### PROBLEM TO WORK ON
Lines containing the string "Write" are to be counted; report only how many there are.

Start SOURCE MATERIAL

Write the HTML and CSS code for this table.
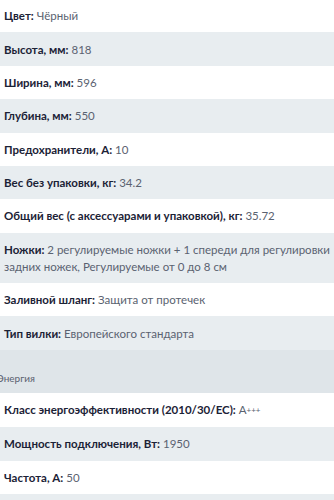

End SOURCE MATERIAL
Start SOURCE MATERIAL

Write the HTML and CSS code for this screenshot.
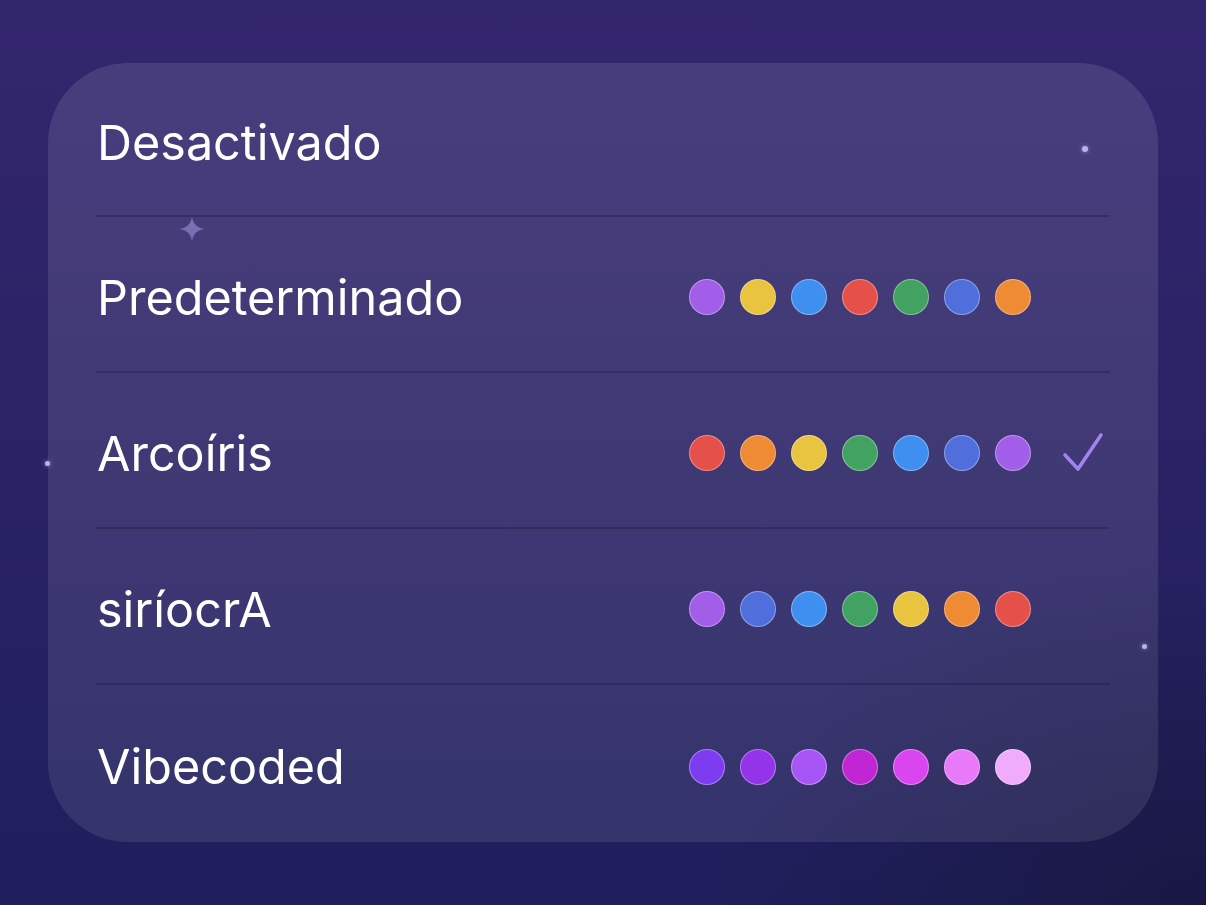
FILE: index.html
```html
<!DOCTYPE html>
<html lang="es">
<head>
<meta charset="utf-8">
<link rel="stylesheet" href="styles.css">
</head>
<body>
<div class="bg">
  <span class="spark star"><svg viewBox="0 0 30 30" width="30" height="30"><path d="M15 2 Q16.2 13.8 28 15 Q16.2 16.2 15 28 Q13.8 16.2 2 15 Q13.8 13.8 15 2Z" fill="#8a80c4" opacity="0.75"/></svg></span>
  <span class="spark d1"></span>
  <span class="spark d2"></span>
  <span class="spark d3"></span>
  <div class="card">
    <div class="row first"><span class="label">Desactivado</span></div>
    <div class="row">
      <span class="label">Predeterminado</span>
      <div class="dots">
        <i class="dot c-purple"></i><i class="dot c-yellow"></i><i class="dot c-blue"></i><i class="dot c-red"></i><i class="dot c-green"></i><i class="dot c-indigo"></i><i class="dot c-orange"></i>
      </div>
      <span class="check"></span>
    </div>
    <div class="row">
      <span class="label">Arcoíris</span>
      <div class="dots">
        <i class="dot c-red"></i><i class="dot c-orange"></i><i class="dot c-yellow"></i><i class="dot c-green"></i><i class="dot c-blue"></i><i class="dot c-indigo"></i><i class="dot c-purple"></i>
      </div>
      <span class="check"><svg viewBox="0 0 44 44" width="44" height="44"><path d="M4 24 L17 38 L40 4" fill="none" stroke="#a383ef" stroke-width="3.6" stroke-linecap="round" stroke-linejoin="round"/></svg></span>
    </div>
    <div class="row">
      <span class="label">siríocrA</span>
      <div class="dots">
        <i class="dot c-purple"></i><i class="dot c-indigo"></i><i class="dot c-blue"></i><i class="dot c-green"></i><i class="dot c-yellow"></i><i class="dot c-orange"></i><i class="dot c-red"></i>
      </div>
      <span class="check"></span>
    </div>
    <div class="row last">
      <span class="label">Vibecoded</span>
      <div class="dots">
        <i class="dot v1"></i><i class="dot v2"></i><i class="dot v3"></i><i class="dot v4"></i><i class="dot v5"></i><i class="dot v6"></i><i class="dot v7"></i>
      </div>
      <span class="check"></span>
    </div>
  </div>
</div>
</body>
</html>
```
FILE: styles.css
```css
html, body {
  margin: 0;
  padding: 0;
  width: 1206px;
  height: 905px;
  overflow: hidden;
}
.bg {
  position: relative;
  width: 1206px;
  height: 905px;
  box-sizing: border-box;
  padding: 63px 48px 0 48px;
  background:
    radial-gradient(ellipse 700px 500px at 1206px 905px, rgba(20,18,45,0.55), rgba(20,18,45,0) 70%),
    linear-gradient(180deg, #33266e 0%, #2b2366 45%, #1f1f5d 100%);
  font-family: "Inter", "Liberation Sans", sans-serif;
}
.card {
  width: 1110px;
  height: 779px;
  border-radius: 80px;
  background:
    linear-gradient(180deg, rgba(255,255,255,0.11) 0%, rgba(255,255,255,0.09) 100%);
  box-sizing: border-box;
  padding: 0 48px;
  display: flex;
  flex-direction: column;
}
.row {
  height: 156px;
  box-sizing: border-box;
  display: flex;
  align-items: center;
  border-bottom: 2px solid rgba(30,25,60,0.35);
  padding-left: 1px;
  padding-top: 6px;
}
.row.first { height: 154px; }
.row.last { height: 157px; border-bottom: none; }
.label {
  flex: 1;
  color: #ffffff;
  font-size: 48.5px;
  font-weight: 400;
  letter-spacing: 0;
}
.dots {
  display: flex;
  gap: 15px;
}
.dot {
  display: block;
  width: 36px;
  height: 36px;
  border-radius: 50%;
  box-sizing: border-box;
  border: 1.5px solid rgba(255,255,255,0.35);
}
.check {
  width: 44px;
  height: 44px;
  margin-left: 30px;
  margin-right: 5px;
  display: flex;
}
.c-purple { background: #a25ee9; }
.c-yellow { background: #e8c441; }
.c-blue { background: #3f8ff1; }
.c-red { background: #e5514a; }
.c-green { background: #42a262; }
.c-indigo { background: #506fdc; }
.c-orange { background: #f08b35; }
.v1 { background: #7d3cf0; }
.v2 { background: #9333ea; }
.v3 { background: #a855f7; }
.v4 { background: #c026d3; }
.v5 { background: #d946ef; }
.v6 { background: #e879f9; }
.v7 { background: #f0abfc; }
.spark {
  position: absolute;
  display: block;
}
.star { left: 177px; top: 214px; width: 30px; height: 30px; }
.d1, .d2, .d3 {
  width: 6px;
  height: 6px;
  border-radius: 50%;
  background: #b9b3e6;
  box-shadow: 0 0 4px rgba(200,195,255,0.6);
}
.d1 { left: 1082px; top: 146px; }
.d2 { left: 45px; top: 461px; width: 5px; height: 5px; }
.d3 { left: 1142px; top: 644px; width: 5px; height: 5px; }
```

End SOURCE MATERIAL
Start SOURCE MATERIAL

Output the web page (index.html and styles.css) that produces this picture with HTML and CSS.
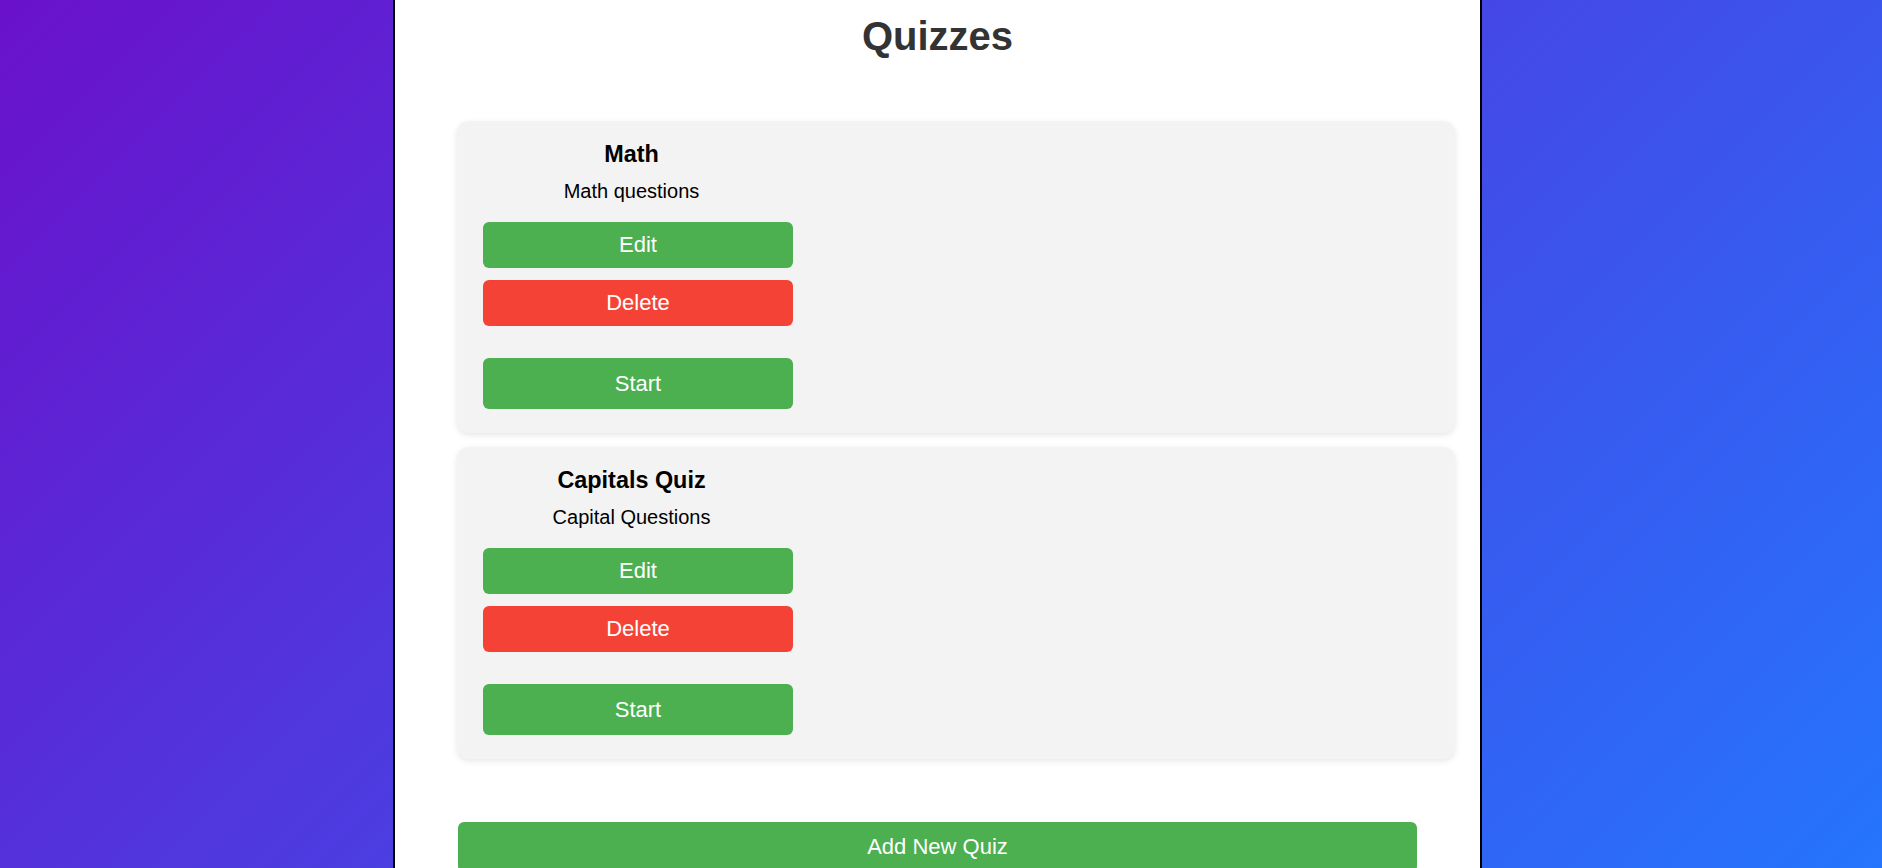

End SOURCE MATERIAL

### WRITTEN ANSWER
2